What it is
A soil test is essential to determine soil fertility levels and make good nutrient management decisions. There are many options when determining what type of sample is right for your farm. At a minimum, one sample (15-20 cores per sample) from the tillage depth, should be taken per 20 acres of field size. Samples can also be taken by grids or by zones. The intensity of soil sampling can give the producer more detailed information about their field’s nutrient needs. For example, surface (0-6") samples typically test for organic matter, phosphorus, potassium, pH and salt levels and subsurface (6-24") test for nitrate-nitrogen and other mobile nutrients that may have leached below the 6" layer. Samples (~2 cups) are collected, air dried, bagged and shipped to the testing lab.
How it helps
Nutrients applied in the right amount can increase yields, reduce production costs, and prevent surface and groundwater pollution. When soil sampling data is overlapped with yield mapping data, a clearer picture can be developed on where deficiencies are occurring in the field. More detailed soil sampling can also more accurately represent where fertilizer is needed most, which will result in more efficient use of that fertilizer.
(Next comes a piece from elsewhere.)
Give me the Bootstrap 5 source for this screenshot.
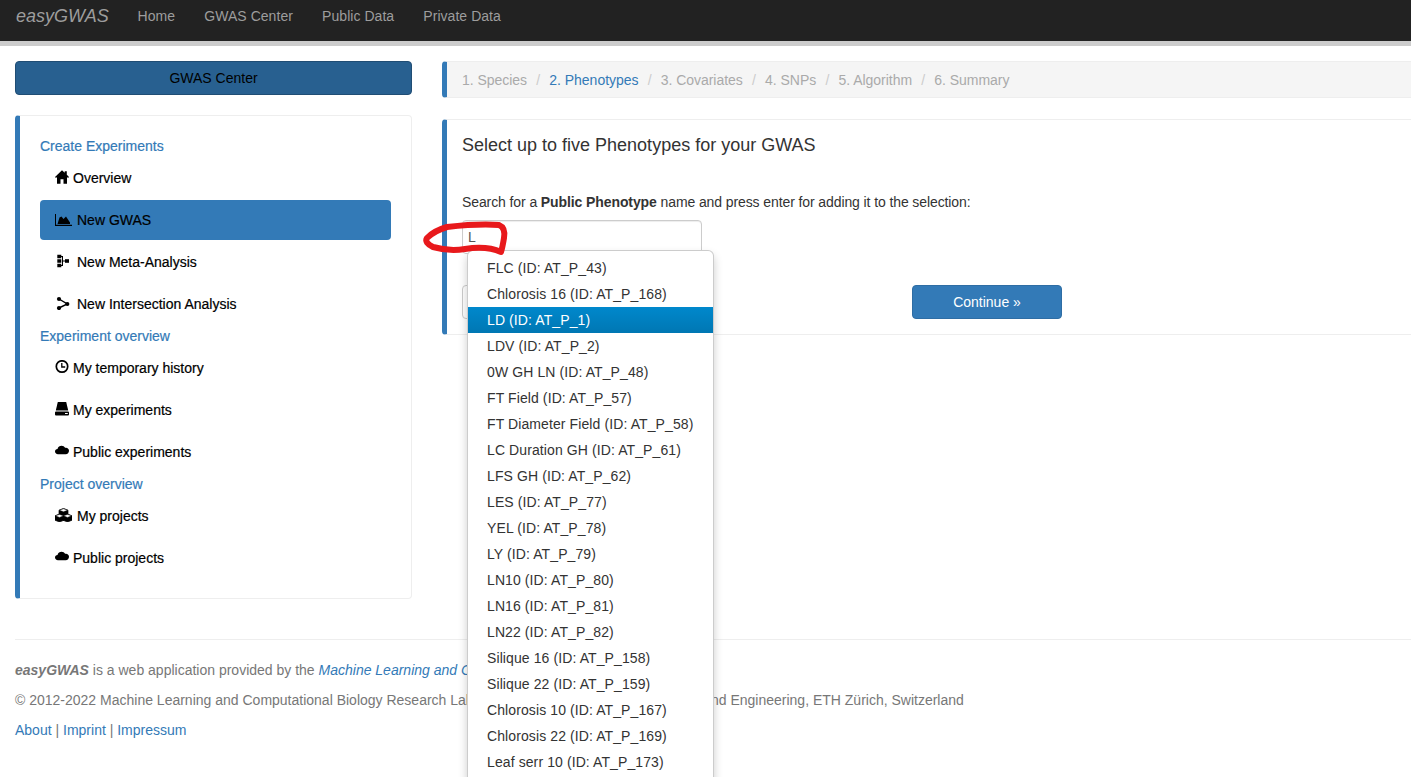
<!DOCTYPE html>
<html lang="en">
<head>
<meta charset="utf-8">
<title>easyGWAS</title>
<link rel="stylesheet" href="https://cdn.jsdelivr.net/npm/bootstrap@5.3.0/dist/css/bootstrap.min.css">
<style>
html,body{height:777px;overflow:hidden}
body{font-family:"Liberation Sans",Arial,sans-serif;font-size:14px;line-height:20px;color:#333;background:#fff;position:relative}
.topbar{background:#222;height:46px;border-bottom:5px solid #ccc;padding:0 15px;align-items:flex-start;flex-wrap:nowrap;justify-content:flex-start}
.topbar .navbar-brand{font-size:18px;font-style:italic;color:#9d9d9d;padding:6px 0 0;margin:0 13px 0 0;line-height:20px;width:94px}
.topbar.navbar-expand .navbar-nav .nav-link{color:#9d9d9d;padding:6px 14.6px 0;line-height:20px;letter-spacing:.04px}
.shell{padding:15px 15px 0;gap:30px;width:1600px}
.leftcol{width:397px;flex:none}
.titlebtn{display:block;width:100%;height:34px;background:#286090;border:1px solid #204d74;color:#000;font-size:14px;line-height:20px;padding:6px 12px;border-radius:4px;margin-bottom:20px}
.sidepanel{height:484px;border:1px solid #eee;border-left:5px solid #337ab7;border-radius:4px;padding:20px}
.sidehead{color:#337ab7;font-weight:400;font-size:14px;line-height:20px;margin:2px 0 0;-webkit-text-stroke:.2px #337ab7}
.sidehead:first-child{margin-top:0}
.sidepanel .nav-link{color:#000;height:40px;margin-top:2px;padding:10px 15px;line-height:20px;border-radius:4px;display:flex;align-items:center;-webkit-text-stroke:.2px #000}
.sidepanel .nav-link.active{background:#337ab7;color:#000}
.ico{flex:none;display:block;margin-right:4px;position:relative;top:-1px}
.ico.wide{margin-right:5px}
.maincol{width:1000px;flex:none}
.crumbs{height:37px;background:#f5f5f5;border-left:5px solid #337ab7;border-radius:4px;padding:8px 15px;margin:0 0 21px;color:#aaa;border-bottom:1px solid #eee;border-top:1px solid #eee}
.crumbs .breadcrumb{margin:0;--bs-breadcrumb-divider-color:#ccc;--bs-breadcrumb-item-padding-x:9.2px;line-height:20px;font-size:14px;letter-spacing:-.03px}
.crumbs .breadcrumb-item{color:#aaa}
.crumbs .breadcrumb-item::before{color:#ccc}
.crumbs .breadcrumb-item.current-step{color:#337ab7}
.stepbox{height:216px;border-top:1px solid #eee;border-bottom:1px solid #eee;border-left:5px solid #337ab7;border-radius:4px 0 0 4px;padding:0 15px;position:relative}
.stepbox h4{font-size:18px;font-weight:400;line-height:20px;color:#333;margin:15px 0 0}
.stepbox p{font-size:14px;line-height:20px;margin:37px 0 8px;letter-spacing:-.1px}
.stepbox .form-control{width:240px;height:34px;font-size:14px;padding:6px 5px;border-color:#ccc;border-radius:4px;color:#555;line-height:20px;box-shadow:inset 0 1px 1px rgba(0,0,0,.075)}
.btnrow{gap:300px;margin-top:31px}
.wizbtn{width:150px;height:34px;font-size:14px;line-height:20px;padding:6px 12px;border-radius:4px}
.wizbtn.backbtn{background:#fff;border:1px solid #ccc;color:#333}
.wizbtn.nextbtn{background:#337ab7;border:1px solid #2e6da4;color:#fff}
.footarea{width:1600px;margin:40px 15px 0;border-top:1px solid #eee;padding-top:20px;color:#777}
.footarea p{margin:0 0 10px;line-height:20px}
.footarea a{color:#337ab7;text-decoration:none}
.suggest{position:absolute;left:467px;top:250px;width:247px;margin:0;padding:4px 0 10px;border:1px solid rgba(0,0,0,.2);border-radius:6px;box-shadow:0 5px 10px rgba(0,0,0,.2);background:#fff;display:block;font-size:14px;min-width:0;z-index:10}
.suggest .dropdown-item{padding:3px 19px;line-height:20px;color:#333;font-size:14px;letter-spacing:.1px}
.suggest .dropdown-item.active{background:linear-gradient(#08c,#0077b3);color:#fff}
.scribble{position:absolute;left:415px;top:215px;z-index:20;pointer-events:none}
</style>
</head>
<body>
<nav class="navbar navbar-expand topbar p-0 px-3 d-flex">
  <a class="navbar-brand" href="#">easyGWAS</a>
  <ul class="navbar-nav flex-row">
    <li class="nav-item"><a class="nav-link" href="#">Home</a></li>
    <li class="nav-item"><a class="nav-link" href="#">GWAS Center</a></li>
    <li class="nav-item"><a class="nav-link" href="#">Public Data</a></li>
    <li class="nav-item"><a class="nav-link" href="#">Private Data</a></li>
  </ul>
</nav>
<div class="d-flex shell">
  <div class="leftcol">
    <button class="titlebtn" type="button">GWAS Center</button>
    <div class="sidepanel">
      <h6 class="sidehead">Create Experiments</h6>
      <ul class="nav flex-column">
        <li class="nav-item"><a class="nav-link" href="#"><svg class="ico" width="14" height="14" viewBox="0 0 14 14"><path d="M7 .2 0 7l1 1 1-1V13.800H5.500V9.200h3v4.600H12V7l1 1 1-1-2.200-2.200V1.200H9.700v1.500Z"/></svg>Overview</a></li>
        <li class="nav-item"><a class="nav-link active" href="#"><svg class="ico wide" width="17" height="14" viewBox="0 0 17 14"><path d="M0 2h1v10.800h16V14H0Z"/><path d="M2.500 12 4.500 5.500 6.500 4.500 8.500 7 11 4.500 15 10.500V12Z"/></svg>New GWAS</a></li>
        <li class="nav-item"><a class="nav-link" href="#"><svg class="ico wide" width="17" height="14" viewBox="0 0 17 14"><path d="M2.300 .8h4v3.400h-4ZM2.300 5.300h4v3.400h-4ZM2.300 9.800h4v3.400h-4Z"/><path d="M6 2h2v10H6v-1h1V3H6ZM7 6.500h3v1H7Z"/><path d="M10 5.200h4v3.600h-4Z"/></svg>New Meta-Analysis</a></li>
        <li class="nav-item"><a class="nav-link" href="#"><svg class="ico wide" width="17" height="14" viewBox="0 0 17 14"><circle cx="4" cy="3" r="2.100"/><circle cx="4" cy="12" r="2.100"/><circle cx="12.300" cy="8" r="2.100"/><path d="M4 3 12.300 8 4 12" fill="none" stroke="#000" stroke-width="1.400"/></svg>New Intersection Analysis</a></li>
      </ul>
      <h6 class="sidehead">Experiment overview</h6>
      <ul class="nav flex-column">
        <li class="nav-item"><a class="nav-link" href="#"><svg class="ico" width="14" height="14" viewBox="0 0 14 14"><circle cx="7" cy="6.500" r="5.700" fill="none" stroke="#000" stroke-width="1.700"/><path d="M6.800 3v4h3.400" fill="none" stroke="#000" stroke-width="1.300"/></svg>My temporary history</a></li>
        <li class="nav-item"><a class="nav-link" href="#"><svg class="ico" width="14" height="14" viewBox="0 0 14 14"><path d="M2.800 0h8.400L13.200 8.600H.8Z"/><path fill-rule="evenodd" d="M1 9.600h12q1 0 1 1v2q0 1-1 1H1q-1 0-1-1v-2q0-1 1-1ZM10 11v1h2.800v-1Z"/></svg>My experiments</a></li>
        <li class="nav-item"><a class="nav-link" href="#"><svg class="ico" width="14" height="14" viewBox="0 0 14 14"><path d="M3 10.200C1.200 10.200 0 9.100 0 7.600 0 6.200 1 5.100 2.500 5 3 3 4.700 1.800 6.600 1.800c1.500 0 2.800.8 3.500 2 .3-.1.600-.1.900-.1 1.700 0 3 1.300 3 3.100 0 1.900-1.400 3.400-3.300 3.400Z"/></svg>Public experiments</a></li>
      </ul>
      <h6 class="sidehead">Project overview</h6>
      <ul class="nav flex-column">
        <li class="nav-item"><a class="nav-link" href="#"><svg class="ico wide" width="17" height="14" viewBox="0 0 17 14"><g stroke="#000" stroke-width=".7" stroke-linejoin="round"><path d="M8.500.4 13 2.200v4.600L8.500 8.600 4 6.800V2.200Z" fill="#000"/><path d="M4.500 6 9 7.800v4.400L4.500 14 0 12.200V7.800Z" fill="#000"/><path d="M12.500 6 17 7.800v4.400L12.500 14 8 12.200V7.800Z" fill="#000"/><path d="M8.500.8 12.500 2.200 8.500 3.800 4.500 2.200ZM4.500 6.400 8.500 7.800 4.500 9.400.5 7.800ZM12.500 6.400 16.500 7.800 12.500 9.400 8.500 7.800Z" fill="#fff" stroke-width=".4"/></g></svg>My projects</a></li>
        <li class="nav-item"><a class="nav-link" href="#"><svg class="ico" width="14" height="14" viewBox="0 0 14 14"><path d="M3 10.200C1.200 10.200 0 9.100 0 7.600 0 6.200 1 5.100 2.500 5 3 3 4.700 1.800 6.600 1.800c1.500 0 2.800.8 3.500 2 .3-.1.600-.1.900-.1 1.700 0 3 1.300 3 3.100 0 1.900-1.400 3.400-3.300 3.400Z"/></svg>Public projects</a></li>
      </ul>
    </div>
  </div>
  <div class="maincol">
    <nav class="crumbs" aria-label="steps">
      <ol class="breadcrumb">
        <li class="breadcrumb-item">1. Species</li>
        <li class="breadcrumb-item current-step">2. Phenotypes</li>
        <li class="breadcrumb-item">3. Covariates</li>
        <li class="breadcrumb-item">4. SNPs</li>
        <li class="breadcrumb-item">5. Algorithm</li>
        <li class="breadcrumb-item">6. Summary</li>
      </ol>
    </nav>
    <div class="stepbox">
      <h4>Select up to five Phenotypes for your GWAS</h4>
      <p>Search for a <b>Public Phenotype</b> name and press enter for adding it to the selection:</p>
      <input class="form-control" type="text" value="L" aria-label="Phenotype">
      <div class="d-flex btnrow">
        <button class="btn wizbtn backbtn" type="button">&nbsp;</button>
        <button class="btn wizbtn nextbtn" type="button">Continue »</button>
      </div>
    </div>
  </div>
</div>
<footer class="footarea">
  <p><b><i>easyGWAS</i></b> is a web application provided by the <a href="#"><i>Machine Learning and Computational Biology Research Group</i></a></p>
  <p>© 2012-2022 Machine Learning and Computational Biology Research Lab, Department of Biosystems Science and Engineering, ETH Zürich, Switzerland</p>
  <p><a href="#">About</a> | <a href="#">Imprint</a> | <a href="#">Impressum</a></p>
</footer>
<ul class="dropdown-menu suggest">
  <li><a class="dropdown-item" href="#">FLC (ID: AT_P_43)</a></li>
  <li><a class="dropdown-item" href="#">Chlorosis 16 (ID: AT_P_168)</a></li>
  <li><a class="dropdown-item active" href="#">LD (ID: AT_P_1)</a></li>
  <li><a class="dropdown-item" href="#">LDV (ID: AT_P_2)</a></li>
  <li><a class="dropdown-item" href="#">0W GH LN (ID: AT_P_48)</a></li>
  <li><a class="dropdown-item" href="#">FT Field (ID: AT_P_57)</a></li>
  <li><a class="dropdown-item" href="#">FT Diameter Field (ID: AT_P_58)</a></li>
  <li><a class="dropdown-item" href="#">LC Duration GH (ID: AT_P_61)</a></li>
  <li><a class="dropdown-item" href="#">LFS GH (ID: AT_P_62)</a></li>
  <li><a class="dropdown-item" href="#">LES (ID: AT_P_77)</a></li>
  <li><a class="dropdown-item" href="#">YEL (ID: AT_P_78)</a></li>
  <li><a class="dropdown-item" href="#">LY (ID: AT_P_79)</a></li>
  <li><a class="dropdown-item" href="#">LN10 (ID: AT_P_80)</a></li>
  <li><a class="dropdown-item" href="#">LN16 (ID: AT_P_81)</a></li>
  <li><a class="dropdown-item" href="#">LN22 (ID: AT_P_82)</a></li>
  <li><a class="dropdown-item" href="#">Silique 16 (ID: AT_P_158)</a></li>
  <li><a class="dropdown-item" href="#">Silique 22 (ID: AT_P_159)</a></li>
  <li><a class="dropdown-item" href="#">Chlorosis 10 (ID: AT_P_167)</a></li>
  <li><a class="dropdown-item" href="#">Chlorosis 22 (ID: AT_P_169)</a></li>
  <li><a class="dropdown-item" href="#">Leaf serr 10 (ID: AT_P_173)</a></li>
</ul>
<svg class="scribble" width="100" height="45" viewBox="415 215 100 45" aria-hidden="true"><path d="M447 227C465 225 485 224 499 225 504 227 505 232 504 238 503 244 502 249 501 252 492 248 478 247 465 249 452 251 440 249 433 247 427 244 425 241 427 238 432 233 440 229 447 227Z" fill="none" stroke="#e8191c" stroke-width="6" stroke-linejoin="round"/></svg>
<script src="https://cdn.jsdelivr.net/npm/bootstrap@5.3.0/dist/js/bootstrap.bundle.min.js"></script>
</body>
</html>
Edge-of-field monitoring research shows that soils with higher soil test phosphorus readings are more likely to have nutrient loss. By maintaining soil test phosphorus levels within the Tri-State Fertility Guide recommended ranges, the producer can reduce their impact on downstream bodies of water.
Plan how the field is to be sampled before you begin. You should consider how you will divide the field into sampling areas, then always use the same areas in the future. Sampling should be conducted as close as possible to planting time. A soil map, available at the local SWCD/NRCS office will often be helpful. Some factors that might cause you to sub-divide the field into separate sampling areas are:
- The size of the field
- Different soil types
- Different topography
- Different past usage (previous crops, livestock confinement, fertility practices, etc.)
- Fertilizer application capabilities
- Different past crop performance
Soil tests should be updated every 3-4 years at a minimum.
Nutrients applied in the right amount can increase yields, reduce production costs and prevent surface and groundwater pollution. When soil sampling data is overlapped with yield mapping data, a clearer picture can be developed where deficiencies are occurring in the field. Detailed soil sampling can also more accurately represent where nutrients are needed the most, resulting in more efficient use of that nutrient and cost savings.